Le premier procès se déroula entre les 12 et 21 mars 1872 devant le 6e conseil de guerre. Victor Bénot et 22 co-inculpés étaient poursuivis pour l’affaire des otages de la rue Haxo. Accusé d’être l’un des auteurs de ce massacre, il soutint qu’il ne pouvait pas être à deux endroits en même temps puisqu’il combattait sur les barricades au même moment. Il indiqua qu’il n’était « allé rue de Haxo (sic) que plus tard, par simple curiosité pour me renseigner sur ce qui s’était passé (4) ».
Curieusement, lors de l’audience du 18 mars 1872 (5), il est donné lecture de la déposition de Victor Thomas, neveu du général fusillé un an plus tôt, qui évoque en quelques lignes cette affaire et, plus largement, son rôle lors de l’incendie du Louvre et des Tuileries.
Lors du procès, plusieurs témoins revinrent sur leurs dépositions, n’étant plus sûrs de la présence de Victor, rue Haxo. Celui-ci n’en fut pas moins condamné à mort par le 6e conseil de guerre, le 21 mars 1872, avec six autres accusés (6).

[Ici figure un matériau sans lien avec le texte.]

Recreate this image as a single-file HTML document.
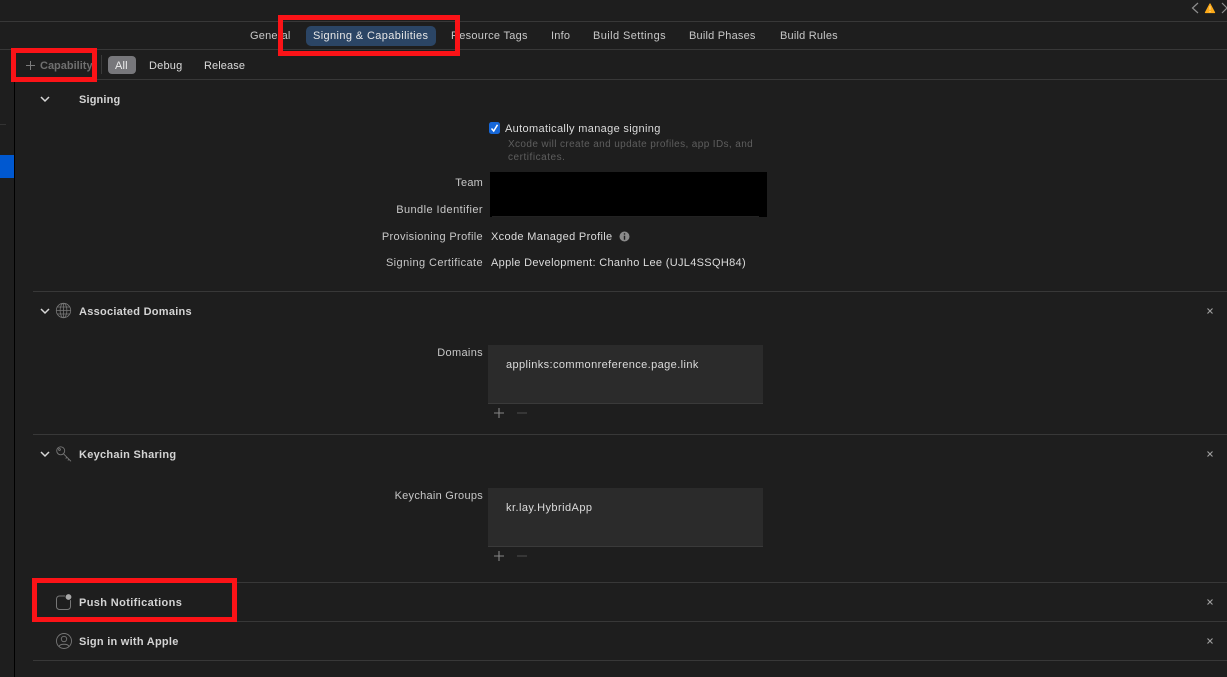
<!DOCTYPE html>
<html><head><meta charset="utf-8"><style>
html,body{margin:0;padding:0;background:#1e1e1e;}
#p{position:relative;width:1227px;height:677px;overflow:hidden;background:#1e1e1e;font-family:"Liberation Sans",sans-serif;font-size:11px;color:#dcdcdc;filter:blur(.3px);}
#p div{position:absolute;}
.t{white-space:nowrap;line-height:14px;height:14px;letter-spacing:.2px;margin-top:1px;}
.l{right:744px;text-align:right;color:#c8c8c8;}
.b{font-weight:bold;color:#d4d4d4;left:79px;letter-spacing:.26px;}
.h{height:1px;background:#383838;}
svg{position:absolute;overflow:visible;}
.r{border:5px solid #fb1317;box-sizing:border-box;}
.box{background:#2b2b2b;left:488px;width:275px;height:59px;border-bottom:1px solid #3a3a3a;box-sizing:border-box;}
</style></head><body><div id="p">
<div class="h" style="left:0;top:21px;width:1227px"></div>
<div class="h" style="left:0;top:49px;width:1227px"></div>
<div class="h" style="left:16px;top:79px;width:1211px"></div>
<div style="left:14px;top:81px;width:1px;height:596px;background:#000"></div>
<div style="left:0;top:124px;width:6px;height:1px;background:#333"></div>
<div style="left:0;top:155px;width:14px;height:23px;background:#0058d0"></div>
<div style="left:101px;top:55px;width:1px;height:19px;background:#3a3a3a"></div>

<svg style="left:1190px;top:1px" width="37" height="14" fill="none"><path d="M8 2L2.500 7L8 12" stroke="#8e8e8e" stroke-width="1.200"/><path d="M15.500 11.500L20 3L24.500 11.500Z" fill="#fdaa18" stroke="#fdaa18" stroke-linejoin="round" stroke-width="1.300"/><path d="M20 5.200V8.800M20 10V11.200" stroke="#f6e6c2" stroke-width=".9"/><path d="M32 2L37 7L32 12" stroke="#8e8e8e" stroke-width="1.200"/></svg>

<div class="t" style="left:250px;top:28px;color:#c8c8c8">General</div>
<div style="left:306px;top:26px;width:130px;height:20px;border-radius:5px;background:#2b4565"></div>
<div class="t" style="left:313px;top:28px;color:#e8e8e8;letter-spacing:.38px">Signing &amp; Capabilities</div>
<div class="t" style="left:451px;top:28px;color:#c8c8c8;letter-spacing:.28px">Resource Tags</div>
<div class="t" style="left:551px;top:28px;color:#c8c8c8">Info</div>
<div class="t" style="left:593px;top:28px;color:#c8c8c8;letter-spacing:.41px">Build Settings</div>
<div class="t" style="left:689px;top:28px;color:#c8c8c8">Build Phases</div>
<div class="t" style="left:780px;top:28px;color:#c8c8c8">Build Rules</div>

<svg style="left:26px;top:61px" width="9" height="9" fill="none"><path d="M4.500 0V9M0 4.500H9" stroke="#7c7c7c"/></svg>
<div class="t" style="left:40px;top:58px;color:#6f6f6f;font-weight:bold;letter-spacing:0">Capability</div>
<div style="left:108px;top:56px;width:28px;height:18px;border-radius:4px;background:#77777b"></div>
<div class="t" style="left:115px;top:58px;color:#eee">All</div>
<div class="t" style="left:149px;top:58px">Debug</div>
<div class="t" style="left:204px;top:58px;letter-spacing:.1px">Release</div>

<svg style="left:40px;top:96px" width="10" height="7" fill="none"><path d="M1 1L5 5L9 1" stroke="#d8d8d8" stroke-width="1.500"/></svg>
<div class="t b" style="top:92px;letter-spacing:.15px">Signing</div>

<div style="left:489px;top:122px;width:11px;height:12px;border-radius:2.500px;background:#1667d8"></div>
<svg style="left:489px;top:122px" width="11" height="12" fill="none"><path d="M2.500 6.500L4.700 9L8.500 2.800" stroke="#fff" stroke-width="1.500"/></svg>
<div class="t" style="left:505px;top:121px;letter-spacing:.34px">Automatically manage signing</div>
<div class="t" style="left:508px;top:136.500px;color:#5e5e5e;font-size:10px;letter-spacing:.38px">Xcode will create and update profiles, app IDs, and</div>
<div class="t" style="left:508px;top:149.500px;color:#5e5e5e;font-size:10px;letter-spacing:.53px">certificates.</div>

<div class="t l" style="top:175px">Team</div>
<div class="t l" style="top:202px;letter-spacing:.43px">Bundle Identifier</div>
<div class="t l" style="top:229px;letter-spacing:.35px">Provisioning Profile</div>
<div class="t l" style="top:255px;letter-spacing:.41px">Signing Certificate</div>
<div style="left:489.500px;top:172px;width:277.500px;height:45px;background:#000"></div>
<div style="left:492px;top:216px;width:267px;height:1px;background:#222"></div>
<div class="t" style="left:491px;top:229px;letter-spacing:.34px">Xcode Managed Profile</div>
<svg style="left:619px;top:231px" width="11" height="11"><circle cx="5.500" cy="5.500" r="5" fill="#8a8a8a"/><path d="M5.500 2.200V3.600M5.500 4.800V8.800" stroke="#1e1e1e" stroke-width="1.400"/></svg>
<div class="t" style="left:491px;top:255px;letter-spacing:.32px">Apple Development: Chanho Lee (UJL4SSQH84)</div>

<div class="h" style="left:33px;top:291px;width:1194px"></div>
<svg style="left:40px;top:308px" width="10" height="7" fill="none"><path d="M1 1L5 5L9 1" stroke="#d8d8d8" stroke-width="1.500"/></svg>
<svg style="left:56px;top:303px" width="16" height="16" fill="none" stroke="#777" stroke-width=".8"><circle cx="7.500" cy="7.500" r="7.200"/><ellipse cx="7.500" cy="7.500" rx="3.400" ry="7.200"/><path d="M7.500 .3V14.700M.3 7.500H14.700M1.300 4H13.700M1.300 11H13.700"/></svg>
<div class="t b" style="top:304px">Associated Domains</div>
<svg style="left:1206px;top:307px" width="8" height="8" fill="none"><path d="M1.500 1.500L6.500 6.500M6.500 1.500L1.500 6.500" stroke="#a0a0a0" stroke-width="1.100"/></svg>
<div class="t l" style="top:345px;letter-spacing:.34px">Domains</div>
<div class="box" style="top:345px"></div>
<div class="t" style="left:506px;top:357px;letter-spacing:.4px">applinks:commonreference.page.link</div>
<svg style="left:494px;top:408px" width="34" height="10" fill="none"><path d="M5 0V10M0 5H10" stroke="#858585" stroke-width="1.100"/><path d="M23 5H33" stroke="#4a4a4a" stroke-width="1.100"/></svg>

<div class="h" style="left:33px;top:434px;width:1194px"></div>
<svg style="left:40px;top:451px" width="10" height="7" fill="none"><path d="M1 1L5 5L9 1" stroke="#d8d8d8" stroke-width="1.500"/></svg>
<svg style="left:56px;top:446px" width="16" height="16" fill="none" stroke="#777" stroke-width=".9"><circle cx="4.700" cy="4.800" r="4"/><circle cx="3.500" cy="3.500" r=".9"/><path d="M7.500 7.800L15 15.300M11 11.200L9.700 12.500M13 13.200L11.800 14.400"/></svg>
<div class="t b" style="top:447px;letter-spacing:.28px">Keychain Sharing</div>
<svg style="left:1206px;top:450px" width="8" height="8" fill="none"><path d="M1.500 1.500L6.500 6.500M6.500 1.500L1.500 6.500" stroke="#a0a0a0" stroke-width="1.100"/></svg>
<div class="t l" style="top:488px;letter-spacing:.27px">Keychain Groups</div>
<div class="box" style="top:488px"></div>
<div class="t" style="left:506px;top:500px;letter-spacing:.45px">kr.lay.HybridApp</div>
<svg style="left:494px;top:551px" width="34" height="10" fill="none"><path d="M5 0V10M0 5H10" stroke="#858585" stroke-width="1.100"/><path d="M23 5H33" stroke="#4a4a4a" stroke-width="1.100"/></svg>

<div class="h" style="left:33px;top:582px;width:1194px"></div>
<svg style="left:56px;top:594px" width="16" height="16" fill="none"><rect x=".5" y="2" width="14" height="13.500" rx="3" stroke="#777"/><circle cx="12.500" cy="3" r="3.300" fill="#a8a8a8" stroke="#1e1e1e" stroke-width=".8"/></svg>
<div class="t b" style="top:595px;letter-spacing:.37px">Push Notifications</div>
<svg style="left:1206px;top:598px" width="8" height="8" fill="none"><path d="M1.500 1.500L6.500 6.500M6.500 1.500L1.500 6.500" stroke="#a0a0a0" stroke-width="1.100"/></svg>

<div class="h" style="left:33px;top:621px;width:1194px"></div>
<svg style="left:56px;top:633px" width="16" height="16" fill="none" stroke="#777" stroke-width=".9"><circle cx="8" cy="8" r="7.500"/><circle cx="8" cy="6" r="2.700"/><path d="M3 13.500C4 10.500 12 10.500 13 13.500"/></svg>
<div class="t b" style="top:634px">Sign in with Apple</div>
<svg style="left:1206px;top:637px" width="8" height="8" fill="none"><path d="M1.500 1.500L6.500 6.500M6.500 1.500L1.500 6.500" stroke="#a0a0a0" stroke-width="1.100"/></svg>
<div class="h" style="left:33px;top:660px;width:1194px"></div>

<div class="r" style="left:278px;top:15px;width:182px;height:41px"></div>
<div class="r" style="left:11px;top:48px;width:86px;height:34px"></div>
<div class="r" style="left:32px;top:578px;width:205px;height:44px"></div>
</div></body></html>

Est-ce l’absence de preuves ou la fragilité des témoignages qui emportèrent la décision de la commission des grâces ? Toujours est-il que le 22 septembre 1872, la peine de mort fut commuée en travaux forcés à perpétuité.
Mais la justice militaire n’en avait pas encore fini avec Victor. Un second procès s’ouvrit devant le 3e conseil de guerre le 11 novembre 1872 pour l’incendie du Louvre et des Tuileries et vol à main armée.
Le 5 mai 1871, Victor avait été nommé gouverneur du Louvre par Bergeret, dont le régiment tenait garnison dans l’ancienne caserne des gendarmes impériaux. Les témoignages à charge des gardiens et la déposition de Victor Thomas (lors du premier procès) désignaient Victor comme l’acteur principal et le meneur des incendiaires, fier de montrer l’ampleur de l’incendie des Tuileries à l’un des concierges, en lui disant :
Tu vois le palais des rois qui brûle... l’oiseau n’aura pas envie de revenir au nid. (7)
Nouvelle condamnation à mort, nouveau pourvoi, nouveau rejet sans commutation de peine. Victor et deux autres condamnés (8) furent tirés de leurs cellules au matin du 22 janvier 1873. Repas, boissons et cigare leur furent offerts. Ils écrivirent une dernière lettre à leurs proches, puis furent conduits au lieu d’exécution. Il pleuvait, le sol était détrempé et boueux...
Laissons la parole à l’auteur anonyme de la note datée du jour de l’exécution :
Ce matin à 7 heures 15 a eu lieu au plateau de Satory l’exécution de Bénot Victor Antoine ; il a crié :
Vive la Commune, Vive la République !
CHRISTOPHE LAGRANGE
Notes
(1) Auteur du roman graphique Les Damnés de la Commune, parti à la recherche de Lavalette.
(2) Archives de la Préfecture de police – Dossier BA 957 – Bénot Victor (Arch Ppo – BA 957).
(3) Un panneau Decaux rappelle l’existence de cette salle au 57 de la rue de Flandre et son lien avec Rochefort qui y fut arrêté en 1870.
(4) L’Ordre de Paris – 15 mars 1872.
(5) Le Droit, journal des tribunaux – 18 mars 1872.
(6) Jean-Baptiste François, Charles Aubry, Louis Dalivous, Émile de Saint-Omer, fusillés fin juillet 1872, Honoré Trouvé et Jean-Baptiste Racine.
(7) Arch Ppo – BA 957.
(8) Jean Philippe (dit Fenouillas) et Louis Decamp.